I think it’s asinine to attribute Detroit’s problems to any one particular cause. Is fuel efficiency (or lack thereof) a contributing factor, and a major one? Absolutely.
But it’s also reliability, initial build quality, safety, and a host of other things that buyers consider when making a purchase.
The problem isn’t that Detroit doesn’t manufacture any small, fuel-efficient vehicles — they do. The problem is that those vehicles are crappy afterthoughts brought to market to satisfy CAFE fleet-based economy standards, while the vehicles that get all the engineering love and attention are the behemoths.
A small, efficient, affordable American car tends to be a piece of crap. A small, efficient, affordable Asian vehicle, on the other hand, tends to have received every bit as much love from the manufacturer as the larger offerings.
That’s my impression, any way. I’ve been deeply involved in the purchase of three brand-new cars in my life, which entailed a fair amount of shopping around. The fuel-efficient american stuff was crap. I never felt like U.S. automakers gave a shit about the segment of the market I was looking in… they only cared about high-margin SUVs.

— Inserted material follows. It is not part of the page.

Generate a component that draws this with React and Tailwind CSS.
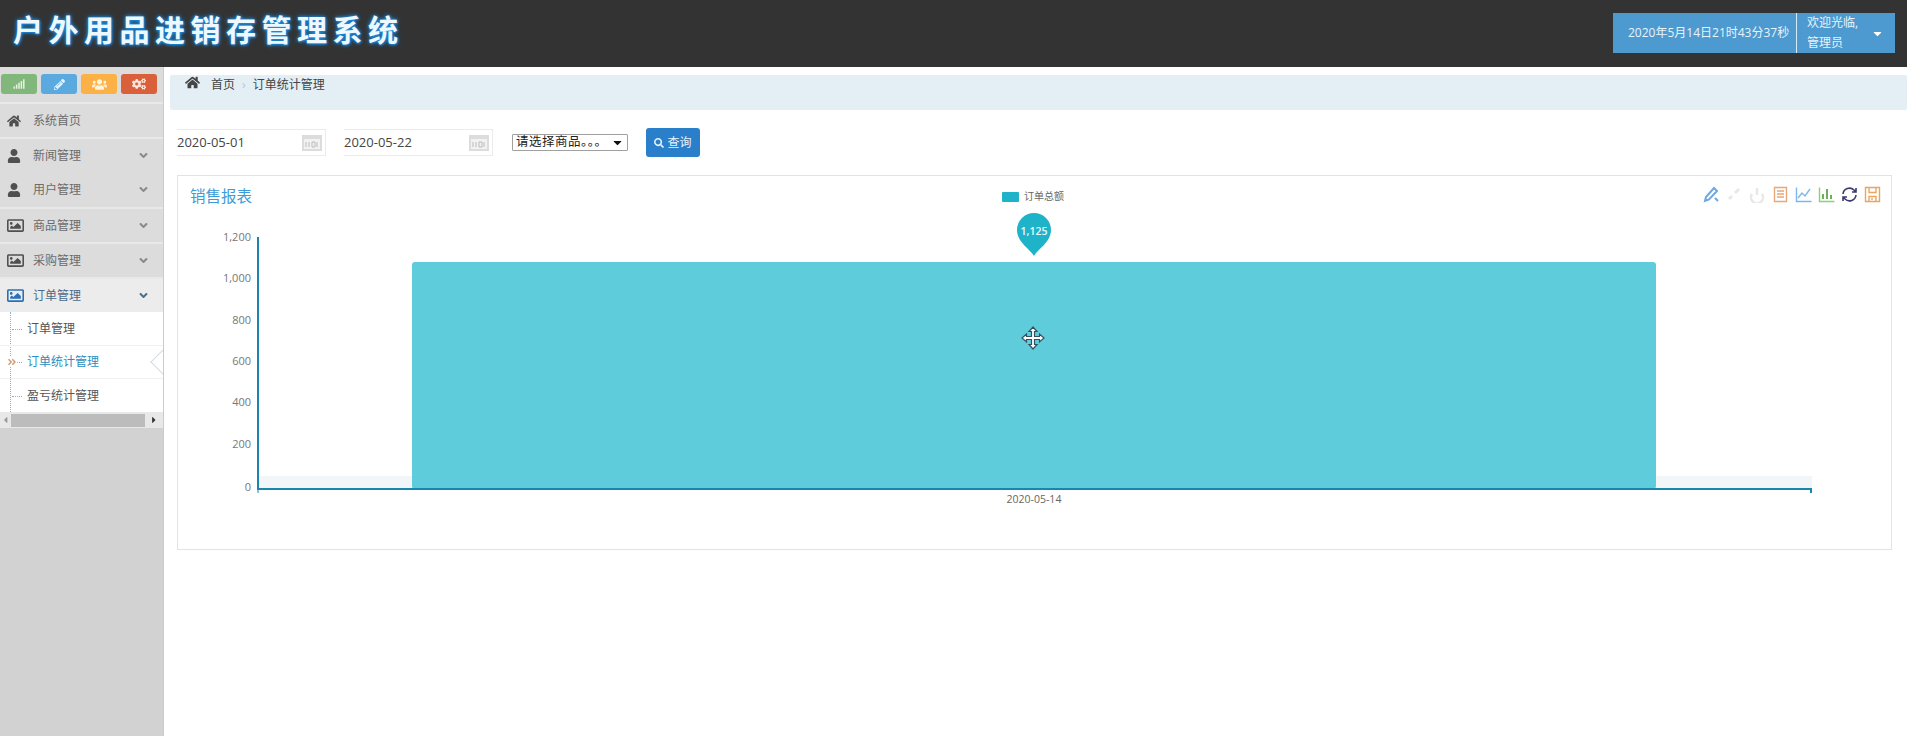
import React from "react";
import { FaHome, FaUser, FaRegImage, FaUsers, FaCogs, FaPencilAlt, FaSignal, FaSearch, FaAngleDown, FaAngleDoubleRight, FaCaretDown, FaCaretLeft, FaCaretRight } from "react-icons/fa";

const font = { fontFamily: '"Open Sans","Noto Sans CJK SC",sans-serif' };

function NavRow({ icon: Icon, label, arrow, active, sep, iconSize = 14 }) {
  return (
    <div className={`flex items-center h-[35px] pl-[7px] pr-[13px] ${sep ? "border-t-2 border-[#e8e8e8]" : ""} ${active ? "bg-[#ececec]" : "bg-[#dcdcdc]"}`}>
      <span className={`w-[26px] flex items-center shrink-0 ${active ? "text-[#2a6fb8]" : "text-[#505050]"}`}>
        <Icon size={iconSize} />
      </span>
      <span className={`text-[12px] ${active ? "text-[#4a6a8a]" : "text-[#6b6b6b]"}`}>{label}</span>
      {arrow && <FaAngleDown size={13} className={`ml-auto ${active ? "text-[#4a6f8f]" : "text-[#8a8a8a]"}`} />}
    </div>
  );
}

function SubRow({ label, active, border }) {
  return (
    <div className={`relative flex items-center h-[33px] pl-[27px] text-[12px] ${border ? "border-b border-[#f0f0f0]" : ""} ${active ? "text-[#2b8fc0]" : "text-[#555]"}`}>
      <span className="absolute left-[12px] top-1/2 w-[10px] border-t border-dotted border-[#aaa]" />
      {active && <FaAngleDoubleRight size={10} className="absolute left-[7px] top-[11px] text-[#d0a07c] bg-white" />}
      {label}
      {active && (
        <span className="absolute right-0 top-[7px] w-[18px] h-[18px] rotate-45 translate-x-[9px] bg-[#fff] border-l border-b border-[#cfdde5]" />
      )}
    </div>
  );
}

function DateInput({ value, className }) {
  return (
    <div className={`flex items-center justify-between w-[149px] h-[27px] border-y border-r border-[#ebebeb] text-[13px] text-[#444] ${className}`}>
      <span>{value}</span>
      <svg width="20" height="16" viewBox="0 0 20 16" className="mr-[3px]">
        <rect width="20" height="16" fill="#dcdcdc" />
        <rect x="2" y="4" width="16" height="10" fill="#f2f2f2" />
        <path d="M4 7v5M7 7v5M10 7h3v5h-3zM15 7v5" stroke="#bbb" fill="none" />
      </svg>
    </div>
  );
}

function Tool({ children }) {
  return <svg width="17" height="17" viewBox="0 0 17 17" fill="none" strokeWidth="1.4">{children}</svg>;
}

function Toolbar() {
  return (
    <div className="flex items-center gap-[6px] mt-[1px]">
      <Tool><path d="M2 15l1-4 8-9 3 3-8 8.5zM12 12l3 3" stroke="#6fa8e0" strokeWidth="2" /></Tool>
      <Tool><path d="M3 13l3-3M9 7l4-4" stroke="#e8e8e8" strokeWidth="3" /></Tool>
      <Tool><path d="M3 8a6 6 0 1 0 10 0M8 2v7" stroke="#e8e8e8" strokeWidth="2.5" /></Tool>
      <Tool><path d="M2.5 1.5h12v14h-12zM5 5h7M5 8h7M5 11h7" stroke="#e8a878" /></Tool>
      <Tool><path d="M1.5 1.5v14h15M3 12l4-5 3 3 5-7" stroke="#7cb8ee" /></Tool>
      <Tool><path d="M1.5 1.5v14h15" stroke="#8bd07a" /><path d="M5 13V8M9 13V3M13 13V9" stroke="#6cb05a" strokeWidth="2" /></Tool>
      <Tool><path d="M2 8a6.5 6.5 0 0 1 11-4l2 2M15 9a6.5 6.5 0 0 1-11 4l-2-2M15 2v4h-4M2 15v-4h4" stroke="#3d3a6e" strokeWidth="1.6" /></Tool>
      <Tool><path d="M1.5 1.5h14v14h-14zM5 1.5v5h7v-5M5 15.5v-5h7v5M8 12v2" stroke="#eba55f" /></Tool>
    </div>
  );
}

function Chart() {
  const ticks = [["1,200", 242], ["1,000", 283], ["800", 325], ["600", 366], ["400", 407], ["200", 449], ["0", 492]];
  return (
    <svg width="1713" height="339" viewBox="178 211 1713 339" className="block">
      <rect x="258" y="477" width="1554" height="13" fill="#f3f6f8" />
      <rect x="412" y="263" width="1244" height="227" rx="3" fill="#5fccdb" />
      <path d="M258 238V490H1811V494" stroke="#1a86b0" strokeWidth="2" fill="none" />
      <path d="M258 490v4" stroke="#1a86b0" />
      {ticks.map(([t, y]) => (
        <text key={t} x="251" y={y} textAnchor="end" fontSize="11" fill="#777">{t}</text>
      ))}
      <text x="1034" y="504" textAnchor="middle" fontSize="10.5" fill="#666">2020-05-14</text>
      <path d="M1034 257C1030 250 1017 243 1017 231A17 17 0 1 1 1051 231C1051 243 1038 250 1034 257Z" fill="#1fb3c9" />
      <text x="1034" y="236" textAnchor="middle" fontSize="10.5" fontWeight="600" fill="#eaf8fb">1,125</text>
      <g transform="translate(1033 339)" stroke="#35505f" strokeWidth="1.2" fill="#fff">
        <path d="M0-11L4-6.5H1.5V-1.5H6.5V-4L11 0 6.5 4V1.5H1.5V6.5H4L0 11-4 6.5H-1.5V1.5H-6.5V4L-11 0-6.5-4V-1.5H-1.5V-6.5H-4Z" />
      </g>
    </svg>
  );
}

export default function App() {
  return (
    <div className="h-[736px] flex flex-col overflow-hidden bg-white" style={font}>
      <header className="h-[67px] shrink-0 bg-[#333333] flex items-start justify-between pr-[12px]">
        <h1
          className="ml-[13px] mt-[8px] text-[30px] leading-[40px] font-bold tracking-[5.5px] text-[#eef8ff] [text-shadow:0_0_3px_#1c8ee0,0_0_5px_#1c8ee0,1px_1px_2px_#1c70c0]"
          style={{ fontFamily: '"Noto Sans CJK SC",sans-serif' }}
        >
          户外用品进销存管理系统
        </h1>
        <div className="mt-[13px] h-[40px] w-[282px] flex bg-[#4d9ad0] text-[#e8f3fa] text-[12px]">
          <div className="w-[184px] pl-[15px] flex items-center whitespace-nowrap border-r border-[#d8ecf8]">2020年5月14日21时43分37秒</div>
          <div className="flex-1 pl-[10px] pr-[11px] flex items-center justify-between">
            <span className="leading-[20px]">欢迎光临,<br />管理员</span>
            <FaCaretDown size={13} className="text-white" />
          </div>
        </div>
      </header>

      <div className="flex-1 flex min-h-0">
        <aside className="w-[164px] shrink-0 bg-[#d2d2d2] border-r border-[#a9d5ee]">
          <div className="h-[35px] bg-[#dcdcdc] flex items-start gap-[4px] pl-[1px] pt-[7px]">
            <div className="w-[36px] h-[20px] rounded-[3px] bg-[#82b77c] flex items-center justify-center text-[#e6f4e2]"><FaSignal size={12} /></div>
            <div className="w-[36px] h-[20px] rounded-[3px] bg-[#5aaae0] flex items-center justify-center text-[#e6f2fb]"><FaPencilAlt size={11} /></div>
            <div className="w-[36px] h-[20px] rounded-[3px] bg-[#fbb145] flex items-center justify-center text-[#fff3dc]"><FaUsers size={15} /></div>
            <div className="w-[36px] h-[20px] rounded-[3px] bg-[#d9603a] flex items-center justify-center text-[#fbe6dd]"><FaCogs size={14} /></div>
          </div>
          <NavRow icon={FaHome} label="系统首页" sep />
          <NavRow icon={FaUser} label="新闻管理" arrow sep />
          <NavRow icon={FaUser} label="用户管理" arrow />
          <NavRow icon={FaRegImage} label="商品管理" arrow sep iconSize={17} />
          <NavRow icon={FaRegImage} label="采购管理" arrow sep iconSize={17} />
          <NavRow icon={FaRegImage} label="订单管理" arrow sep active iconSize={17} />
          <div className="relative bg-white overflow-hidden h-[100px] pt-[1px]">
            <span className="absolute left-[10px] top-0 bottom-0 border-l border-dotted border-[#7fb8e0]" />
            <SubRow label="订单管理" border />
            <SubRow label="订单统计管理" active border />
            <SubRow label="盈亏统计管理" />
          </div>
          <div className="h-[16px] bg-[#e8e8e8] flex items-center">
            <FaCaretLeft size={10} className="text-[#999] w-[11px] shrink-0" />
            <div className="w-[134px] h-[13px] bg-[#bcbcbc]" />
            <FaCaretRight size={10} className="text-[#333] ml-[4px]" />
          </div>
        </aside>

        <main className="flex-1 min-w-0 pt-[8px] pl-[6px] text-[#333]">
          <div className="h-[35px] bg-[#e3eff5] flex items-start text-[12px] pl-[15px] rounded-[2px]">
            <FaHome size={15} className="text-[#444] mr-[11px]" />
            <span className="mt-[1px] text-[#444]">首页</span>
            <span className="mt-[1px] mx-[7px] text-[#b8c4cc]">›</span>
            <span className="mt-[1px] text-[#444]">订单统计管理</span>
          </div>

          <div className="flex items-center mt-[18px] pl-[7px]">
            <DateInput value="2020-05-01" />
            <DateInput value="2020-05-22" className="ml-[18px]" />
            <div className="ml-[19px] w-[116px] h-[17px] border border-[#a0a0a0] rounded-[1px] flex items-center justify-between pl-[3px] pr-[3px] text-[12.5px] text-[#222]">
              <span className="tracking-[0.5px]">请选择商品。。。</span>
              <FaCaretDown size={13} className="text-[#111]" />
            </div>
            <button className="ml-[18px] w-[54px] h-[29px] rounded-[3px] bg-[#2a7fcb] text-[#e6f2fb] text-[12px] flex items-center justify-center gap-[3px]">
              <FaSearch size={10} />查询
            </button>
          </div>

          <section className="ml-[7px] mt-[18px] w-[1715px] h-[375px] border border-[#e0e4e6]">
            <div className="h-[34px] flex items-start justify-between pl-[12px] pr-[10px] pt-[9px] relative">
              <span className="text-[15.5px] leading-[22px] text-[#3d9bd6]">销售报表</span>
              <div className="absolute left-[824px] top-[13px] flex items-center gap-[5px] text-[10px] text-[#666]">
                <span className="w-[17px] h-[10px] rounded-[1px] bg-[#1fb3c9]" />订单总额
              </div>
              <Toolbar />
            </div>
            <Chart />
          </section>
        </main>
      </div>
    </div>
  );
}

I don’t think anybody here was making the claim that shitty gas mileage is THE cause of Detroit’s problems, merely that’s it’s colossally stupid to pretend that it’s not a factor at all (which is what the UAW is doing).
i’ll miss you most of all, canyonero…
i drive one of those small, efficient & affordable american cars, a ford focus. it doesn’t have GPS or interface with my iPod in any way, but it gets awesome mileage and is easily the most reliable vehicle I’ve ever owned this side of a bicycle. you wouldn’t know it from watching TV, but the fuel-efficient non-shitbox american compact exists, and IMHO can be a better value-per-dollar than your sexy japanese lifestylemobiles. mind you, i’ve no doubt that cheap, decent-quality little cars like mine are only around because of automakers’ efforts to game the CAFE system, but that in itself doesn’t bother me — on the contrary, it’s proof that with a little friendly government coercion it’s possible to make better alternatives available.

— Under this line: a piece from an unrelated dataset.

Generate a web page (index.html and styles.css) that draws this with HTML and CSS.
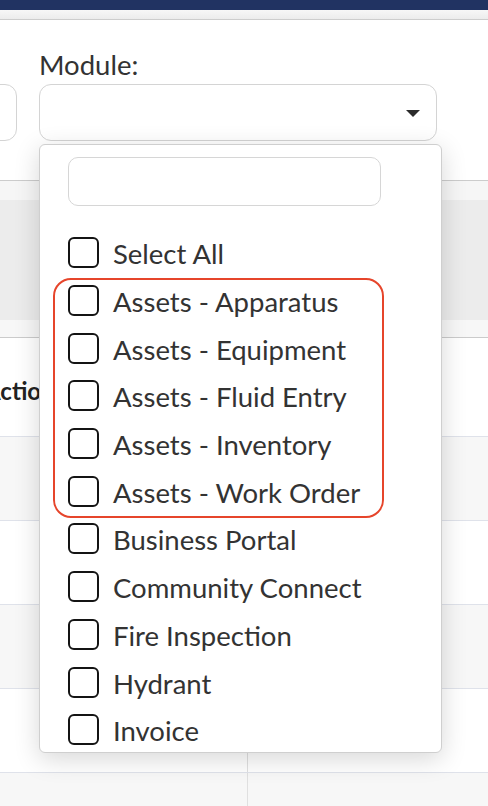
FILE: index.html
```html
<!DOCTYPE html>
<html lang="en">
<head>
  <meta charset="UTF-8" />
  <meta name="viewport" content="width=device-width, initial-scale=1.0"/>
  <title>Reports — Module filter</title>
  <link rel="stylesheet" href="styles.css">
</head>
<body>

<header class="topbar"></header>
<div class="subbar"></div>

<section class="filters">
  <div class="field field-prev">
    <label>Status:</label>
    <div class="select"><span class="caret"></span></div>
  </div>

  <div class="field field-module">
    <label>Module:</label>
    <div class="select"><span class="caret"></span></div>

    <!-- open dropdown -->
    <div class="dropdown">
      <input class="dd-search" type="text">
      <ul class="dd-list">
        <li><span class="box"></span>Select All</li>
        <li><span class="box"></span>Assets - Apparatus</li>
        <li><span class="box"></span>Assets - Equipment</li>
        <li><span class="box"></span>Assets - Fluid Entry</li>
        <li><span class="box"></span>Assets - Inventory</li>
        <li><span class="box"></span>Assets - Work Order</li>
        <li><span class="box"></span>Business Portal</li>
        <li><span class="box"></span>Community Connect</li>
        <li><span class="box"></span>Fire Inspection</li>
        <li><span class="box"></span>Hydrant</li>
        <li><span class="box"></span>Invoice</li>
      </ul>
      <div class="highlight"></div>
    </div>
  </div>
</section>

<section class="table">
  <div class="band"></div>
  <div class="thead"></div>
  <div class="band band-bottom"></div>

  <div class="row row-head">
    <div class="cell"><span class="col-title">Action</span></div>
    <div class="cell"></div>
  </div>
  <div class="row alt"><div class="cell"></div><div class="cell"></div></div>
  <div class="row"><div class="cell"></div><div class="cell"></div></div>
  <div class="row alt"><div class="cell"></div><div class="cell"></div></div>
  <div class="row"><div class="cell"></div><div class="cell"></div></div>
  <div class="row alt row-last"><div class="cell"></div><div class="cell"></div></div>
</section>

</body>
</html>
```

FILE: styles.css
```css
* { box-sizing: border-box; margin: 0; padding: 0; }
body {
  font-family: Lato, 'Open Sans', sans-serif;
  color: #333;
  background: #fff;
  height: 806px;
  overflow: hidden;
}

.topbar {
  height: 10px;
  background: #213362;
}

.subbar {
  height: 10px;
  background: linear-gradient(#f7f7f7, #ececec);
  border-bottom: 1px solid #cdcdcd;
}

.filters {
  display: flex;
  gap: 22px;
  height: 161px;
  padding-top: 28px;
  background: #fff;
  border-bottom: 1px solid #cccccc;
}

.field label {
  display: block;
  font-size: 27.5px;
  line-height: 1.2;
  color: #333;
  margin-bottom: 3px;
}

.field-prev { width: 150px; margin-left: -133px; }
.field-prev label { visibility: hidden; }

.field-module { position: relative; width: 398px; }

.select {
  position: relative;
  height: 57px;
  border: 1.5px solid #d4d4d4;
  border-radius: 12px;
  background: #fff;
}

.caret {
  position: absolute;
  right: 16px;
  top: 25px;
  width: 0;
  height: 0;
  border-left: 7px solid transparent;
  border-right: 7px solid transparent;
  border-top: 7px solid #2b2b2b;
}

.dropdown {
  position: absolute;
  top: 96px;
  left: 0;
  width: 403px;
  height: 609px;
  background: #fff;
  border: 1px solid #cfcfcf;
  border-radius: 6px;
  box-shadow: 0 6px 26px rgba(0,0,0,0.16);
  padding: 12px 0 0 28px;
  overflow: hidden;
  z-index: 5;
}

.dd-search {
  display: block;
  width: 313px;
  height: 49px;
  border: 1.5px solid #d6d6d6;
  border-radius: 10px;
  outline: none;
  background: #fff;
  margin-bottom: 23px;
}

.dd-list { list-style: none; }

.dd-list li {
  display: flex;
  align-items: center;
  height: 47.7px;
  font-size: 27.5px;
  line-height: 1.2;
  color: #333;
  padding-top: 2px;
}

.box {
  flex: none;
  width: 31px;
  height: 31px;
  border: 2.5px solid #141414;
  border-radius: 6px;
  margin-right: 14px;
  margin-top: -2px;
}

.highlight {
  position: absolute;
  left: 13px;
  top: 133px;
  width: 331px;
  height: 240px;
  border: 2.5px solid #e6452b;
  border-radius: 18px;
}

.band { height: 19px; background: #f6f6f6; }
.thead { height: 120px; background: #ececec; }
.band-bottom {
  height: 18px;
  background: #f7f7f7;
  border-bottom: 1px solid #cbcbcb;
}

.row {
  display: flex;
  height: 84px;
  border-bottom: 1px solid #dfe2ea;
  background: #fff;
}
.row.alt { background: #f7f7f7; }
.row-last { height: 33px; border-bottom: none; }

.row-head {
  height: 99px;
  align-items: center;
}

.cell { height: 100%; }
.cell:first-child {
  width: 248px;
  border-right: 1.5px solid #e0e0e0;
  display: flex;
  align-items: center;
}

.col-title {
  font-size: 24px;
  font-weight: 700;
  color: #222;
  margin-left: -16px;
  padding-top: 6px;
}
```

the problem isn’t that detroit can’t or doesn’t make efficient and decent-quality compacts. absent the bells & whistles (do i really need a rearview camera?), these models get all the engineering love they need — what they don’t get is the marketing love. where they’re advertised at all, they’re pitched as “starter” cars for students, singles, and the budget-conscious; the slogan might as well be “only a pussy would buy this car!” given that attitude, it’s not surprising that consumers who value small-scale and environmentally-responsible transportation would be more responsive to a sleek asian design sensibility and a more overtly viridian approach to marketing. all well and good for the affluent-ish and the early-adopting hybrid enthusiasts, but how to get green machines to the masses, especially in the middle of a recession? i don’t think anybody on either side of the pacific has answered that.

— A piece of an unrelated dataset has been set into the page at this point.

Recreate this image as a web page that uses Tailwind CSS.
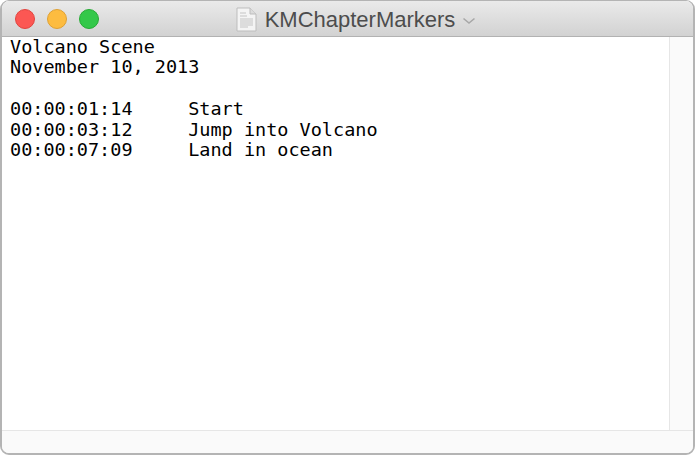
<!DOCTYPE html>
<html lang="en">
<head>
  <meta charset="UTF-8">
  <title>KMChapterMarkers</title>
  <script src="https://cdn.jsdelivr.net/npm/@tailwindcss/browser@4"></script>
</head>
<body class="bg-white w-[698px] h-[456px] overflow-hidden">
  <div class="w-[695px] h-[455px] flex flex-col border-2 border-t border-[#b4b4b4] rounded-t-[9px] rounded-b-[9px] overflow-hidden bg-white">
    <!-- Title bar -->
    <div class="relative h-[36px] shrink-0 flex items-center justify-center bg-gradient-to-b from-[#eaeaea] to-[#d2d2d2] border-b border-[#b2b2b2]">
      <div class="absolute left-[13px] top-[8px] flex gap-[12px]">
        <span class="w-5 h-5 rounded-full bg-[#fc5753] border border-[#e0443e]"></span>
        <span class="w-5 h-5 rounded-full bg-[#fdbc40] border border-[#dea034]"></span>
        <span class="w-5 h-5 rounded-full bg-[#34c84a] border border-[#27aa35]"></span>
      </div>
      <div class="flex items-center ml-[17px] mt-[2px]">
        <svg width="21" height="25" viewBox="0 0 21 25" class="mr-[8px]">
          <path d="M1 1H14L20 7V24H1Z" fill="#f4f4f4" stroke="#bdbdbd"/>
          <path d="M14 1V7H20" fill="#dcdcdc" stroke="#bdbdbd"/>
          <path d="M4 6H10M4 9H11M4 12H17M4 14H17M4 16H17M4 18H17M4 20H12" stroke="#c4c4c4"/>
        </svg>
        <span class="font-['Liberation_Sans',sans-serif] text-[22px] leading-none text-[#4d4d4d]">KMChapterMarkers</span>
        <svg width="14" height="8" viewBox="0 0 14 8" class="ml-[7px] mt-[2px]">
          <path d="M1.5 1.5L7 6L12.5 1.5" fill="none" stroke="#a8a8a8" stroke-width="1.6"/>
        </svg>
      </div>
    </div>
    <!-- Text area and scroller -->
    <div class="flex flex-1 min-h-0">
      <pre class="flex-1 pl-[8px] -mt-[0.5px] bg-white font-['DejaVu_Sans_Mono',monospace] text-[18.5px] leading-[20.8px] text-black">Volcano Scene
November 10, 2013

00:00:01:14     Start
00:00:03:12     Jump into Volcano
00:00:07:09     Land in ocean</pre>
      <div class="w-[24px] shrink-0 bg-[#fafafa] border-l border-[#e6e6e6]"></div>
    </div>
    <div class="h-[23px] shrink-0 bg-[#fafafa] border-t border-[#e6e6e6]"></div>
  </div>
</body>
</html>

marketing reflects corporate strategy, which in detroit’s case was one of assuming that redblooded americans don’t give a shit about efficiency, placing their bets accordingly, and then pumping billions into advertising and political arm-twisting aimed at establishing and entrenching that reality, over and against a growing body of inconvenient facts to the contrary. THAT’s why the big 3 don’t deserve a bailout: they not only failed to anticipate and respond to a changing market, they stuck their fingers in their ears and actively worked to promulgate the fantasy that unlimited oil consumption is our god-given right as americans.
all that said, the UAW is right that the current predicament has less to do with consumers turning their backs on gas-guzzlers specifically, and more to do with people not buying anything at all, ’cause people are broke. not that the car companies are any less to blame on that account, since they bear plenty of the blame for the shitty economy anyway, for reasons already noted…
There’s a new electric vehicle dealer in Iowa City now. Every model is not “Made in the U.S.A” Many of the vehicles offered are reasonable in price, with the electric scooters at under a grand. While it’s sort of a stop-gap measure with coal producing the electricity, it certainly feels like I should be able to get one model at the dinosaur-fueled dealerships.
It looks like Mikey Moore agrees with me. If He is saying “don’t bailout, buyout” I think it’s safe to start talking about what we want the big 3 to produce and spend those billions buying right-of-way. Heck, there’s a ton of unused railbed just waiting for track!